因为有人写了一首诗,在长江中游的某处就必须有一座楼。尽管楼与楼有所不同,宋楼有宋楼的风格,清楼有清楼的特色,却必须都叫黄鹤楼。于是历史上的黄鹤楼屡坏屡修,屡毁屡建,仅明清两代就被毁七次,重建及大修十次。最近一次重建于一九八一年,用上了钢筋、混凝土等修碉堡的现代材料。这首诗便是崔颢的登楼诗《黄鹤楼》。诗的前半段并不协律,有乐府韵味,后半段是典型的律诗。一旦戴上镣铐,崔颢的诗才就降了一截。所谓的 “晴川历历,芳草萋萋 ”,是典型的文艺腔,至少在今人看来是如此。

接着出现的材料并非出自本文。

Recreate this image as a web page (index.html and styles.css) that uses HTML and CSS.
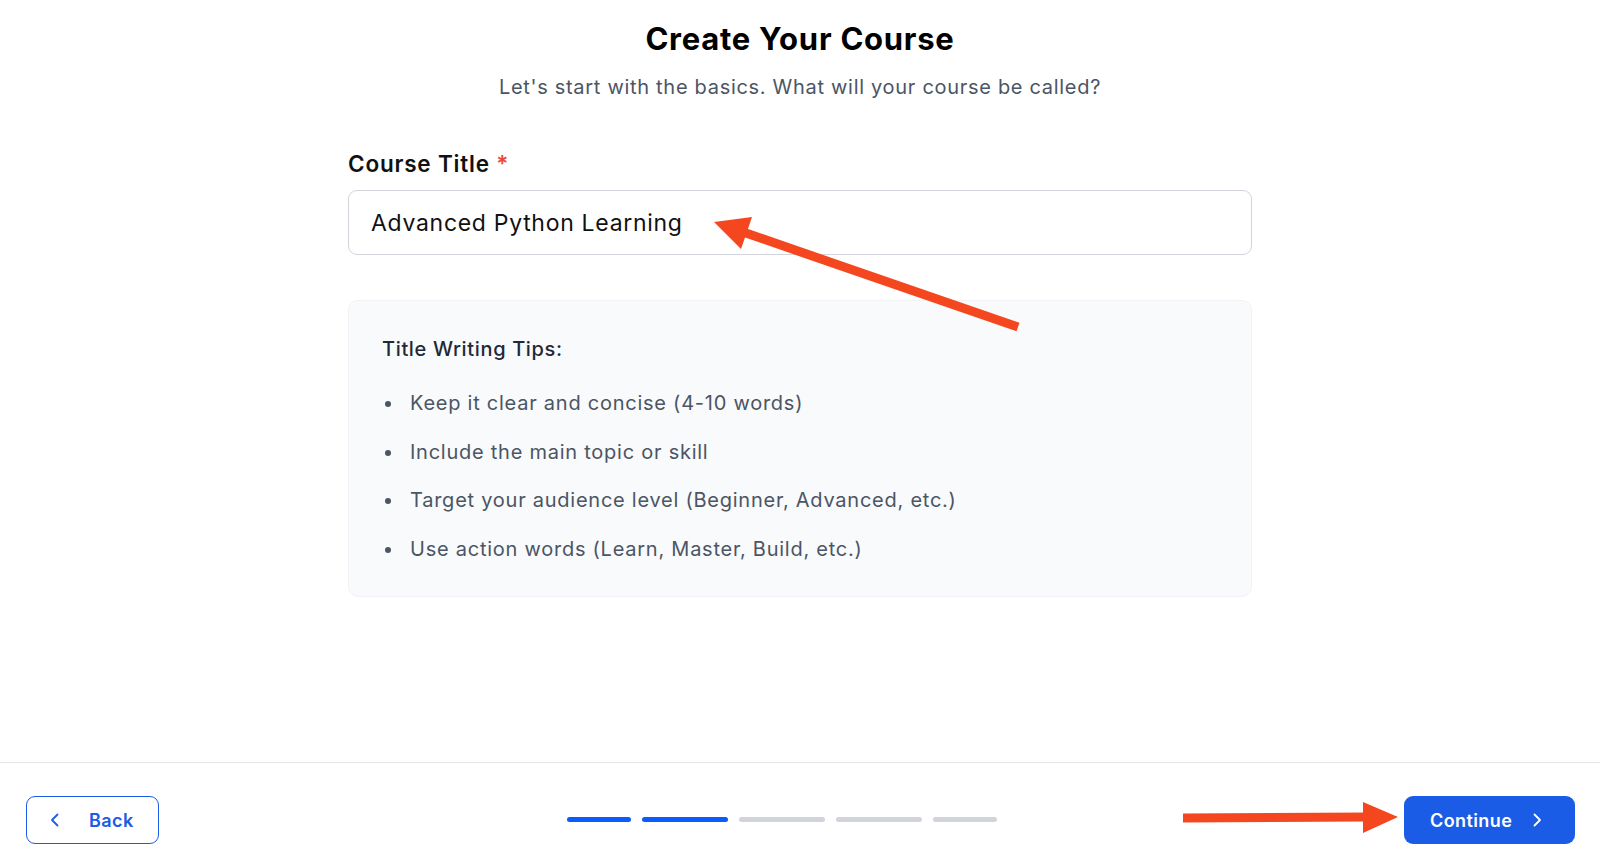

这是对偶仍处于幼稚阶段的产物。声律与对偶是如何制约诗人思维的,这倒是一个现成的例子。严羽认为唐人七律当以此诗为第一,于是这个 “唐人七律第一 ”在明代就成了一个争论不休的话题。这些争论从一个侧面反映了明代诗歌的衰落。何景明、薛蕙推举沈佺期的《独不见》,周珽推举岑参的《和贾至舍人早朝大明宫之作》或王维的《积雨辋川庄作》,王世贞主张从杜甫的四首律诗中选一首,胡应麟则力荐杜甫写于夔州时期的《登高》“当为古今七言律第一,不必为唐人七言律第一 ”。在七律以组诗形式出现尤其是纪念碑式的《秋兴八首》出现以后,对单篇的七律排名其实已没有什么意义(如果一定要排名,我宁愿选择李商隐的《锦瑟》)。不过,在一部通俗得有点庸俗的唐诗选本的大力助推下,此诗至今声名不坠,维系着可疑的 “第一 ”地位。
这首诗据说让李白也感到压力,并在 “影响的焦虑 ”下,写了一首《鹦鹉洲》。《鹦鹉洲》没有写好,后来又写了《登金陵凤凰台》。
《凤凰台》好于《鹦鹉洲》,其中的 “三山半落青天外 ”是能够反映李白天才的神来之笔。崔颢的诗开头是 “昔人已乘黄鹤去,此地空余黄鹤楼 ”。李白的诗开头是 “凤凰台上凤凰游,凤去台空江自流 ”。眼尖心细的金圣叹指出,李白出手低了一格,因为 “凤凰台上凤凰游”是闲句。但也是经金圣叹的诠释,“吴宫花草埋幽径,晋代衣冠成古丘 ”才变得更有意味。登高赋诗是中国文人的一大传统,久而久之,也成为一大陋习,比应制诗、命题作文好不了多少。古人多以《黄鹤楼》为佳,就题材本身所蕴含的能量而言,《黄鹤楼》并不如《登金陵凤凰台》,也逊于许浑的《咸阳城西楼晚眺》和《金陵怀古》。崔颢是写过一首名诗的诗人,不是写过一首好诗的诗人。